About

A love note from the founder, Abby: 


The Food Stories dream began with an idea to gather people around something simple and sacred: a shared meal. I pictured a long, lived-in table scattered with imperfect ceramics made by friends. Wax-dripped candles. Bowls passed from hand to hand, family style. The type of night where the air is warm and gentle, ripe with love, fizzy with new connections, an abundance of food, drinks, and good questions. 

Tucked between glasses and serving spoons, I imagined little food-themed conversation cards. Not about recipes, but about memory, meaning, emotion, home, and culture. The beginning of Food Stories was born.



This deck holds many things for me: it’s part invitation, part offering, and part personal reckoning. As a society, we're deeply hungry for connection, and at its heart, this deck is a commitment to aid the loneliness epidemic. In a world that lives hunched behind screens, we crave something to feed our spirits, yet we often drink from wells that don't feed us. I created Food Stories as a tool to help us slow down, soften, and truly listen to one another. The questions are playful, vulnerable, varied, and even a bit sexy, designed to help us meet one another beyond small talk. You’ll quickly find you’re never really just talking about food.

In addition to helping our loneliness crisis, here are a few more reasons why I've been deeply invested in bringing Food Stories into the world. 

This deck is something I wish I had during the years I spent traveling to 19 countries between 2018 and now.

 
My most treasured memories live around kitchen tables, over bowls of soup, beside fires, or humming while something simmered on the stove. I’ve shared meals with strangers and friends in hostels and tents, on couches and floors all over the world. Waking up bed-headed and bleary-eyed to be offered a cup of coffee and something to eat restores my faith in humanity a little each time it happens. I believe that when we break bread with others, we heal the world a little.

 
Our relationship to food is a living thing.

For me, food has meant comfort, shame, celebration, stress, healing, and control. Some chapters I do not wish to return to. Others I hold close. I’ll never forget being 24, alone in Oaxaca, sitting in the sun with fresh figs, tamales mole, and nopales. The colors. The smells. The language of the market. That meal brought me home to myself after a long silence and reminded me that joyous eating can live in my body again.

 

This is an ode to those who serve and feed.

To everyone who’s worked in kitchens or restaurants, who’s packed a lunchbox, stirred a pot, or learned to make a family recipe to preserve the depth of their lineage.

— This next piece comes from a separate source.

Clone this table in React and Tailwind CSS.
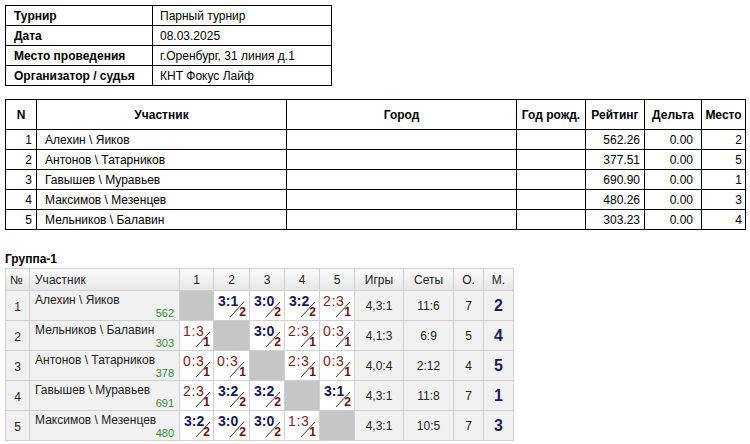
import React from 'react';

const info = [
  ['Турнир', 'Парный турнир'],
  ['Дата', '08.03.2025'],
  ['Место проведения', 'г.Оренбург, 31 линия д.1'],
  ['Организатор / судья', 'КНТ Фокус Лайф'],
];

const players = [
  [1, 'Алехин \\ Яиков', '562.26', '0.00', 2],
  [2, 'Антонов \\ Татарников', '377.51', '0.00', 5],
  [3, 'Гавышев \\ Муравьев', '690.90', '0.00', 1],
  [4, 'Максимов \\ Мезенцев', '480.26', '0.00', 3],
  [5, 'Мельников \\ Балавин', '303.23', '0.00', 4],
];

// score: [text, points, win]
const group = [
  { name: 'Алехин \\ Яиков', rating: 562, scores: [null, ['3:1', 2, true], ['3:0', 2, true], ['3:2', 2, true], ['2:3', 1, false]], games: '4,3:1', sets: '11:6', pts: 7, place: 2 },
  { name: 'Мельников \\ Балавин', rating: 303, scores: [['1:3', 1, false], null, ['3:0', 2, true], ['2:3', 1, false], ['0:3', 1, false]], games: '4,1:3', sets: '6:9', pts: 5, place: 4 },
  { name: 'Антонов \\ Татарников', rating: 378, scores: [['0:3', 1, false], ['0:3', 1, false], null, ['2:3', 1, false], ['0:3', 1, false]], games: '4,0:4', sets: '2:12', pts: 4, place: 5 },
  { name: 'Гавышев \\ Муравьев', rating: 691, scores: [['2:3', 1, false], ['3:2', 2, true], ['3:2', 2, true], null, ['3:1', 2, true]], games: '4,3:1', sets: '11:8', pts: 7, place: 1 },
  { name: 'Максимов \\ Мезенцев', rating: 480, scores: [['3:2', 2, true], ['3:0', 2, true], ['3:0', 2, true], ['1:3', 1, false], null], games: '4,3:1', sets: '10:5', pts: 7, place: 3 },
];

const ScoreCell = ({ score }) => {
  if (!score) return <td className="border border-[#d0d0d0] bg-[#c6c6c6] p-0" />;
  const [text, pts, win] = score;
  return (
    <td className="border border-[#d0d0d0] bg-white p-0 align-top">
      <div className="relative h-[29px]">
        <div
          className={
            win
              ? 'pl-[4px] pt-[3px] text-[14px] font-bold leading-[15px] text-[#16165c]'
              : 'pl-[3px] pt-[3px] text-[14px] leading-[15px] tracking-[0.6px] text-[#7a2424]'
          }
        >
          {text}
        </div>
        <svg className="absolute left-0 top-0" width="36" height="29">
          <line x1="16" y1="26" x2="30" y2="11" stroke="#333" strokeWidth="1" />
        </svg>
        <span className="absolute right-[3px] bottom-[2px] text-[12px] font-bold leading-[12px] text-[#6e1010]">
          {pts}
        </span>
      </div>
    </td>
  );
};

const App = () => {
  return (
    <div className="bg-white min-h-[444px] pl-[5px] pt-[5px] text-[12px] text-black" style={{ fontFamily: '"Liberation Sans", Arial, sans-serif' }}>
      <table className="border-collapse w-[326px] table-fixed">
        <colgroup>
          <col className="w-[147px]" />
          <col className="w-[179px]" />
        </colgroup>
        <tbody>
          {info.map(([k, v]) => (
            <tr key={k} className="h-[20px]">
              <td className="border border-black pl-[8px] py-0 font-bold">{k}</td>
              <td className="border border-black pl-[7px] py-0">{v}</td>
            </tr>
          ))}
        </tbody>
      </table>

      <table className="border-collapse w-[741px] table-fixed mt-[13px]">
        <colgroup>
          <col className="w-[31px]" />
          <col className="w-[250px]" />
          <col className="w-[230px]" />
          <col className="w-[69px]" />
          <col className="w-[59px]" />
          <col className="w-[57px]" />
          <col className="w-[44px]" />
        </colgroup>
        <thead>
          <tr className="h-[30px] font-bold">
            <th className="border border-black">N</th>
            <th className="border border-black">Участник</th>
            <th className="border border-black">Город</th>
            <th className="border border-black">Год рожд.</th>
            <th className="border border-black">Рейтинг</th>
            <th className="border border-black">Дельта</th>
            <th className="border border-black">Место</th>
          </tr>
        </thead>
        <tbody>
          {players.map(([n, name, rating, delta, place]) => (
            <tr key={n} className="h-[20px]">
              <td className="border border-black text-right pr-[4px] py-0">{n}</td>
              <td className="border border-black pl-[8px] py-0">{name}</td>
              <td className="border border-black py-0" />
              <td className="border border-black py-0" />
              <td className="border border-black text-right pr-[4px] py-0">{rating}</td>
              <td className="border border-black text-right pr-[8px] py-0">{delta}</td>
              <td className="border border-black text-right pr-[3px] py-0">{place}</td>
            </tr>
          ))}
        </tbody>
      </table>

      <div className="mt-[22px] font-bold leading-[14px]">Группа-1</div>

      <table className="border-collapse w-[509px] table-fixed mt-[2px] border border-[#c4c4c4] text-[#222]">
        <colgroup>
          <col className="w-[24px]" />
          <col className="w-[150px]" />
          <col className="w-[34px]" />
          <col className="w-[36px]" />
          <col className="w-[35px]" />
          <col className="w-[35px]" />
          <col className="w-[35px]" />
          <col className="w-[49px]" />
          <col className="w-[50px]" />
          <col className="w-[30px]" />
          <col className="w-[30px]" />
        </colgroup>
        <thead>
          <tr className="h-[22px] bg-gradient-to-b from-[#fbfbfb] to-[#e6e6e6] font-normal">
            <th className="border border-[#d0d0d0] font-normal text-left pl-[4px]">№</th>
            <th className="border border-[#d0d0d0] font-normal text-left pl-[5px]">Участник</th>
            {[1, 2, 3, 4, 5].map((i) => (
              <th key={i} className="border border-[#d0d0d0] font-normal text-center">{i}</th>
            ))}
            <th className="border border-[#d0d0d0] font-normal text-center">Игры</th>
            <th className="border border-[#d0d0d0] font-normal text-center">Сеты</th>
            <th className="border border-[#d0d0d0] font-normal text-center">О.</th>
            <th className="border border-[#d0d0d0] font-normal text-center">М.</th>
          </tr>
        </thead>
        <tbody>
          {group.map((row, i) => (
            <tr key={i} className="h-[30px]">
              <td className="border border-[#d0d0d0] bg-[#f1f1f1] text-center pt-[3px]">{i + 1}</td>
              <td className="border border-[#d0d0d0] bg-[#f1f1f1] p-0 align-top">
                <div className="flex flex-col h-[29px] px-[5px] pt-[2px]">
                  <span className="leading-[14px]">{row.name}</span>
                  <span className="self-end text-[11px] leading-[12px] text-[#2f8f2f]">{row.rating}</span>
                </div>
              </td>
              {row.scores.map((s, j) => (
                <ScoreCell key={j} score={s} />
              ))}
              <td className="border border-[#d0d0d0] bg-[#f1f1f1] text-center">{row.games}</td>
              <td className="border border-[#d0d0d0] bg-[#f1f1f1] text-center">{row.sets}</td>
              <td className="border border-[#d0d0d0] bg-[#f1f1f1] text-center">{row.pts}</td>
              <td className="border border-[#d0d0d0] bg-[#f1f1f1] text-center text-[16px] font-bold text-[#1c1c66]">{row.place}</td>
            </tr>
          ))}
        </tbody>
      </table>
    </div>
  );
};

export default App;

My dad owned a barbecue restaurant for 45 years. I grew up surrounded by the rhythm of food, bluegrass, and the scent of slow-cooked meat over applewood smoke. Summers meant riding in a noisy catering van painted with dancing pigs through the rolling green hills of Appalachia, hauling trays into weddings, reunions, funerals, polka parties, and football games. I learned to feed people with care. To be kind. To think creatively. To tend to little details. I carry that spirit into this project.

 

And lastly, this is for you.

You have stories to tell. We all do. And they matter more than we often let ourselves believe! Sometimes, a single story shared at a table can change everything: it can spark connection, soften grief, make someone feel less alone. Food Stories is a prompt, an invitation, a mirror. It's a reminder that what we carry and what we share has weight and beauty. 

My dream for this deck is that it becomes part of your most treasured memories: a warm dinner gathering, a lingering lunch, a hot date, a travel adventure, or a quiet moment of self-reflection. Whether played solo or with others, I want these cards to be well-loved, stained with curry, oil, or wine. I want them to remind you of times you found connection and nourishment in a world that often leaves us hungry and isolated. 

I can't wait to hear your Food Stories.